>> Start Data
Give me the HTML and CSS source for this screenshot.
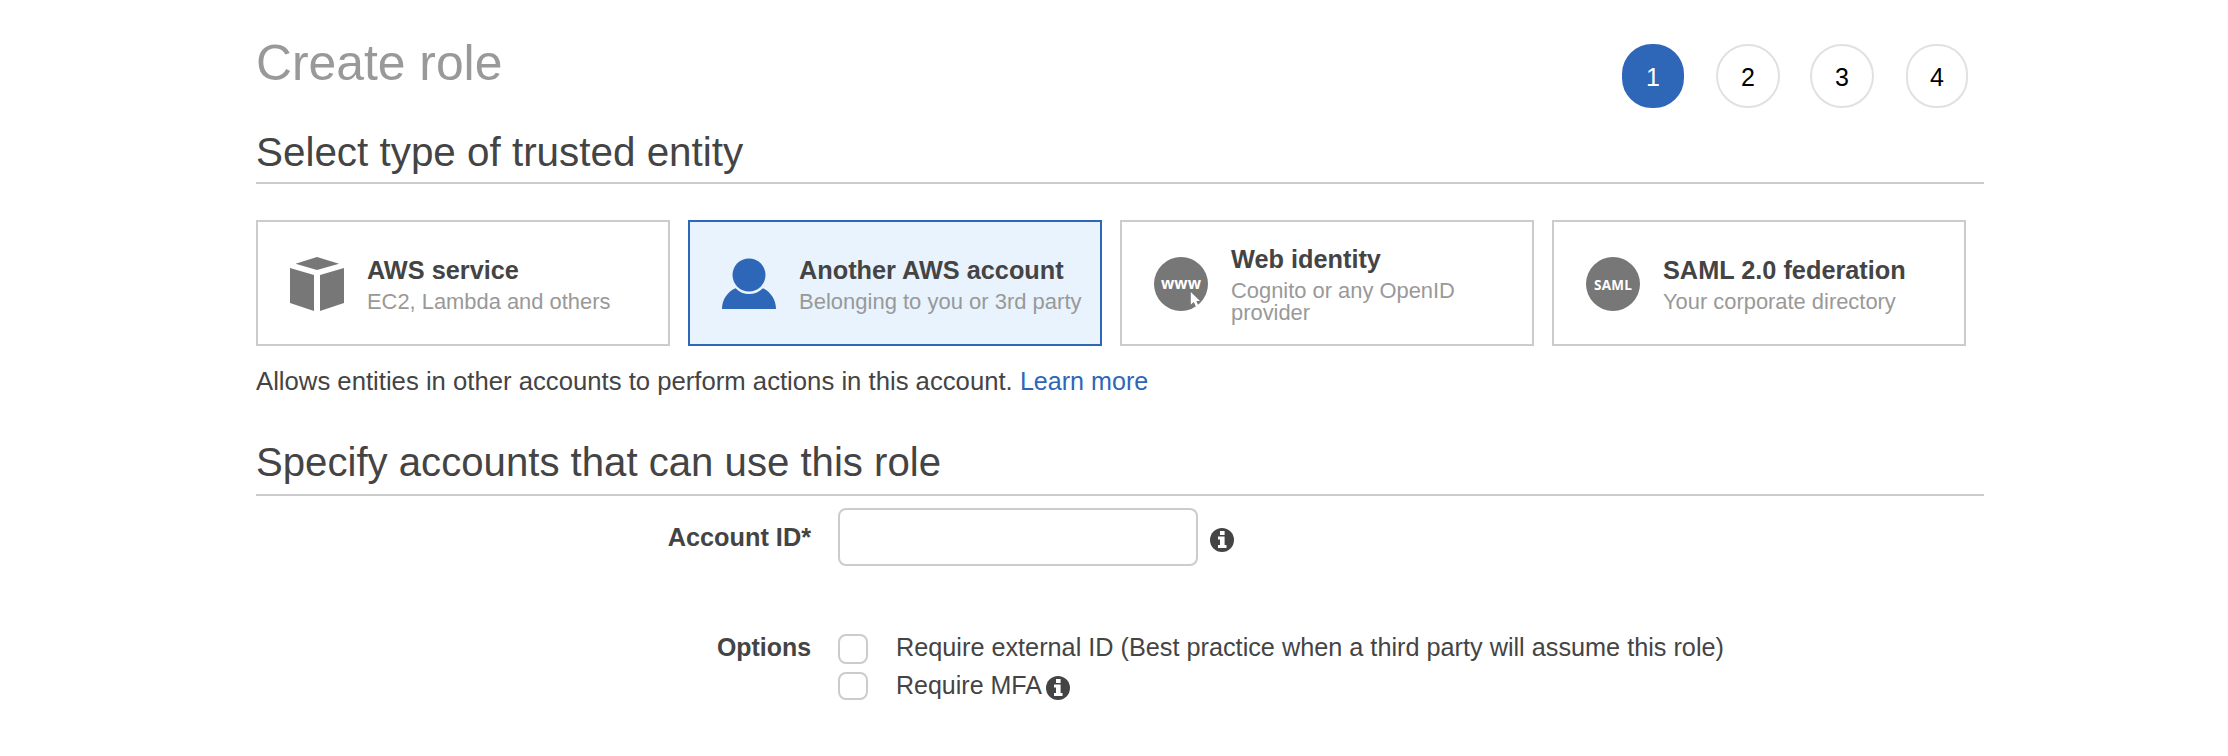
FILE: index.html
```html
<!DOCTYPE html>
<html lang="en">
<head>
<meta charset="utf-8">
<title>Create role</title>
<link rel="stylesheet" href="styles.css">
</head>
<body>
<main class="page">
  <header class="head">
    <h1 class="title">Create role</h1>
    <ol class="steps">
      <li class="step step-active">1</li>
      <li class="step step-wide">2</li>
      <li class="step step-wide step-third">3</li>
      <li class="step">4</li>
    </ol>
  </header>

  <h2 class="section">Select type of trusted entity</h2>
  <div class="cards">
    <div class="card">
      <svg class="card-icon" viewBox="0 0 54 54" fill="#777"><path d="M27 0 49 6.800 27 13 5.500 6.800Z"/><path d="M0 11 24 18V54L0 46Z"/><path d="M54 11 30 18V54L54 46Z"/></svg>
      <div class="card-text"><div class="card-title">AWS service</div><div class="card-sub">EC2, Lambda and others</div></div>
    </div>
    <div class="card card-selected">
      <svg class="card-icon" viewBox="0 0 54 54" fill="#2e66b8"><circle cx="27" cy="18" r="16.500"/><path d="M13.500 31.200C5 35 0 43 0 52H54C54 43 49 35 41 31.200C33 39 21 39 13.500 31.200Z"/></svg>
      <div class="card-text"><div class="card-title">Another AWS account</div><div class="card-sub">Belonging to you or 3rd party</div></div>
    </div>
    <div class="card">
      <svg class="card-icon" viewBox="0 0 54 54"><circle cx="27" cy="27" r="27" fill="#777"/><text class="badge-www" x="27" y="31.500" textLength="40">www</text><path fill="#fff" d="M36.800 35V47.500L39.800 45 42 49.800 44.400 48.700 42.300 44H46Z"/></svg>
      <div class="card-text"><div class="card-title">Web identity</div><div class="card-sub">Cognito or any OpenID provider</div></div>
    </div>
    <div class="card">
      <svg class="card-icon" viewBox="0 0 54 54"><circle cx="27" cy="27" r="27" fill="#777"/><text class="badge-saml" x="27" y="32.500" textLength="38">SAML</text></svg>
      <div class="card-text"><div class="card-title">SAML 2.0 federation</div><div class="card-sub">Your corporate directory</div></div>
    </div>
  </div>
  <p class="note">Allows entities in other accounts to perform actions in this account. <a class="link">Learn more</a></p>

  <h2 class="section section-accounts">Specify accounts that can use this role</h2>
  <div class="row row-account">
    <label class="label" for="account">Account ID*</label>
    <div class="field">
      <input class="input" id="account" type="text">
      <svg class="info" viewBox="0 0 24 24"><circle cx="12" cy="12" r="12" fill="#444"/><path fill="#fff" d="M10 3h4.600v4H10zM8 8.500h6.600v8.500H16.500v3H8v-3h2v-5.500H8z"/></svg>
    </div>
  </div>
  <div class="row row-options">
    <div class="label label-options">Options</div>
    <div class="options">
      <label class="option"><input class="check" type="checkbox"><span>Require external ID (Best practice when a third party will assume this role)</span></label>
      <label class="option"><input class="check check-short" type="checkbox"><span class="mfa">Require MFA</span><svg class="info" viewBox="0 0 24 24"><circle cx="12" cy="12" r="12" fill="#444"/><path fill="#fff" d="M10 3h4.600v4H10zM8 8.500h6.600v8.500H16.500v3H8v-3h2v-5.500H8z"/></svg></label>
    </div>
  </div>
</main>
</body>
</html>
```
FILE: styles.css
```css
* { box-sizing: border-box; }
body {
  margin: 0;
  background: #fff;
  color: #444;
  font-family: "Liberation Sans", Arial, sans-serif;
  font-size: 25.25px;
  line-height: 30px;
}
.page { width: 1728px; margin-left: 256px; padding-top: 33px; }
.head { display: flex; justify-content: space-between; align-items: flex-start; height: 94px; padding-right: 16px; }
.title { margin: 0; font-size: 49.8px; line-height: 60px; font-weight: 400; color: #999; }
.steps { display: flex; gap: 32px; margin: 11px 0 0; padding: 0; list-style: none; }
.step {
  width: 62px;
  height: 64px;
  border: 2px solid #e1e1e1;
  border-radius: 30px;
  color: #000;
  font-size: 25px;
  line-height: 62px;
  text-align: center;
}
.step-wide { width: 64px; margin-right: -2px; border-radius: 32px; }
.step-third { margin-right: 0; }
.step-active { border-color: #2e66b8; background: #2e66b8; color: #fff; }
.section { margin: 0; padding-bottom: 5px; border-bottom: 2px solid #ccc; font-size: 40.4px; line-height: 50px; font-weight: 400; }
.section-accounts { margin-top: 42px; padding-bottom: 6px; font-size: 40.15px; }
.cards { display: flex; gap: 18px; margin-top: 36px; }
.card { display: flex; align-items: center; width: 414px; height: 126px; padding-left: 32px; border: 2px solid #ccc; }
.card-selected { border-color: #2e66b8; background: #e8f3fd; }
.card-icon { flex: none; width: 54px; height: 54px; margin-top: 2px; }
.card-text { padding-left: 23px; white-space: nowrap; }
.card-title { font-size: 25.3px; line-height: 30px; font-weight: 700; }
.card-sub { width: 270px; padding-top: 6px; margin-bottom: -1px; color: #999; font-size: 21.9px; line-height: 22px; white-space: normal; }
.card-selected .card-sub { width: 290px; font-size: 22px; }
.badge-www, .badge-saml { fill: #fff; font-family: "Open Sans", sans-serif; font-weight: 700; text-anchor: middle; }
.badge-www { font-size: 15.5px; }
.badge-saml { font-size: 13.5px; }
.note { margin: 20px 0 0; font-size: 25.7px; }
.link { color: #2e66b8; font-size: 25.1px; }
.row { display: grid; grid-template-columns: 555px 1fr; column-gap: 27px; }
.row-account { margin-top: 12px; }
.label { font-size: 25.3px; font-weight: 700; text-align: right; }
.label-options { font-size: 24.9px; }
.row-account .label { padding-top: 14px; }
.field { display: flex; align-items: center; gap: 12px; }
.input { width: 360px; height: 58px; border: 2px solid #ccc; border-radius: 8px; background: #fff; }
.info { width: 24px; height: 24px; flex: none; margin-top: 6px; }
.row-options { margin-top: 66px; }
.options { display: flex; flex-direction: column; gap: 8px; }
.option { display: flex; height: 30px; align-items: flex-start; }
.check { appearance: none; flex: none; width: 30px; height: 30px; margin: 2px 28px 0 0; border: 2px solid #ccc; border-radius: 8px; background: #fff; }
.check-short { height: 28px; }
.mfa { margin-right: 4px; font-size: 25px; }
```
>> End Data
▶ [To be done]
Exclude the images, then output the data above word for word.

▶ [Task output]
Give me the HTML and CSS source for this screenshot.
FILE: index.html
```html
<!DOCTYPE html>
<html lang="en">
<head>
<meta charset="utf-8">
<title>Create role</title>
<link rel="stylesheet" href="styles.css">
</head>
<body>
<main class="page">
  <header class="head">
    <h1 class="title">Create role</h1>
    <ol class="steps">
      <li class="step step-active">1</li>
      <li class="step step-wide">2</li>
      <li class="step step-wide step-third">3</li>
      <li class="step">4</li>
    </ol>
  </header>

  <h2 class="section">Select type of trusted entity</h2>
  <div class="cards">
    <div class="card">
      <svg class="card-icon" viewBox="0 0 54 54" fill="#777"><path d="M27 0 49 6.800 27 13 5.500 6.800Z"/><path d="M0 11 24 18V54L0 46Z"/><path d="M54 11 30 18V54L54 46Z"/></svg>
      <div class="card-text"><div class="card-title">AWS service</div><div class="card-sub">EC2, Lambda and others</div></div>
    </div>
    <div class="card card-selected">
      <svg class="card-icon" viewBox="0 0 54 54" fill="#2e66b8"><circle cx="27" cy="18" r="16.500"/><path d="M13.500 31.200C5 35 0 43 0 52H54C54 43 49 35 41 31.200C33 39 21 39 13.500 31.200Z"/></svg>
      <div class="card-text"><div class="card-title">Another AWS account</div><div class="card-sub">Belonging to you or 3rd party</div></div>
    </div>
    <div class="card">
      <svg class="card-icon" viewBox="0 0 54 54"><circle cx="27" cy="27" r="27" fill="#777"/><text class="badge-www" x="27" y="31.500" textLength="40">www</text><path fill="#fff" d="M36.800 35V47.500L39.800 45 42 49.800 44.400 48.700 42.300 44H46Z"/></svg>
      <div class="card-text"><div class="card-title">Web identity</div><div class="card-sub">Cognito or any OpenID provider</div></div>
    </div>
    <div class="card">
      <svg class="card-icon" viewBox="0 0 54 54"><circle cx="27" cy="27" r="27" fill="#777"/><text class="badge-saml" x="27" y="32.500" textLength="38">SAML</text></svg>
      <div class="card-text"><div class="card-title">SAML 2.0 federation</div><div class="card-sub">Your corporate directory</div></div>
    </div>
  </div>
  <p class="note">Allows entities in other accounts to perform actions in this account. <a class="link">Learn more</a></p>

  <h2 class="section section-accounts">Specify accounts that can use this role</h2>
  <div class="row row-account">
    <label class="label" for="account">Account ID*</label>
    <div class="field">
      <input class="input" id="account" type="text">
      <svg class="info" viewBox="0 0 24 24"><circle cx="12" cy="12" r="12" fill="#444"/><path fill="#fff" d="M10 3h4.600v4H10zM8 8.500h6.600v8.500H16.500v3H8v-3h2v-5.500H8z"/></svg>
    </div>
  </div>
  <div class="row row-options">
    <div class="label label-options">Options</div>
    <div class="options">
      <label class="option"><input class="check" type="checkbox"><span>Require external ID (Best practice when a third party will assume this role)</span></label>
      <label class="option"><input class="check check-short" type="checkbox"><span class="mfa">Require MFA</span><svg class="info" viewBox="0 0 24 24"><circle cx="12" cy="12" r="12" fill="#444"/><path fill="#fff" d="M10 3h4.600v4H10zM8 8.500h6.600v8.500H16.500v3H8v-3h2v-5.500H8z"/></svg></label>
    </div>
  </div>
</main>
</body>
</html>
```
FILE: styles.css
```css
* { box-sizing: border-box; }
body {
  margin: 0;
  background: #fff;
  color: #444;
  font-family: "Liberation Sans", Arial, sans-serif;
  font-size: 25.25px;
  line-height: 30px;
}
.page { width: 1728px; margin-left: 256px; padding-top: 33px; }
.head { display: flex; justify-content: space-between; align-items: flex-start; height: 94px; padding-right: 16px; }
.title { margin: 0; font-size: 49.8px; line-height: 60px; font-weight: 400; color: #999; }
.steps { display: flex; gap: 32px; margin: 11px 0 0; padding: 0; list-style: none; }
.step {
  width: 62px;
  height: 64px;
  border: 2px solid #e1e1e1;
  border-radius: 30px;
  color: #000;
  font-size: 25px;
  line-height: 62px;
  text-align: center;
}
.step-wide { width: 64px; margin-right: -2px; border-radius: 32px; }
.step-third { margin-right: 0; }
.step-active { border-color: #2e66b8; background: #2e66b8; color: #fff; }
.section { margin: 0; padding-bottom: 5px; border-bottom: 2px solid #ccc; font-size: 40.4px; line-height: 50px; font-weight: 400; }
.section-accounts { margin-top: 42px; padding-bottom: 6px; font-size: 40.15px; }
.cards { display: flex; gap: 18px; margin-top: 36px; }
.card { display: flex; align-items: center; width: 414px; height: 126px; padding-left: 32px; border: 2px solid #ccc; }
.card-selected { border-color: #2e66b8; background: #e8f3fd; }
.card-icon { flex: none; width: 54px; height: 54px; margin-top: 2px; }
.card-text { padding-left: 23px; white-space: nowrap; }
.card-title { font-size: 25.3px; line-height: 30px; font-weight: 700; }
.card-sub { width: 270px; padding-top: 6px; margin-bottom: -1px; color: #999; font-size: 21.9px; line-height: 22px; white-space: normal; }
.card-selected .card-sub { width: 290px; font-size: 22px; }
.badge-www, .badge-saml { fill: #fff; font-family: "Open Sans", sans-serif; font-weight: 700; text-anchor: middle; }
.badge-www { font-size: 15.5px; }
.badge-saml { font-size: 13.5px; }
.note { margin: 20px 0 0; font-size: 25.7px; }
.link { color: #2e66b8; font-size: 25.1px; }
.row { display: grid; grid-template-columns: 555px 1fr; column-gap: 27px; }
.row-account { margin-top: 12px; }
.label { font-size: 25.3px; font-weight: 700; text-align: right; }
.label-options { font-size: 24.9px; }
.row-account .label { padding-top: 14px; }
.field { display: flex; align-items: center; gap: 12px; }
.input { width: 360px; height: 58px; border: 2px solid #ccc; border-radius: 8px; background: #fff; }
.info { width: 24px; height: 24px; flex: none; margin-top: 6px; }
.row-options { margin-top: 66px; }
.options { display: flex; flex-direction: column; gap: 8px; }
.option { display: flex; height: 30px; align-items: flex-start; }
.check { appearance: none; flex: none; width: 30px; height: 30px; margin: 2px 28px 0 0; border: 2px solid #ccc; border-radius: 8px; background: #fff; }
.check-short { height: 28px; }
.mfa { margin-right: 4px; font-size: 25px; }
```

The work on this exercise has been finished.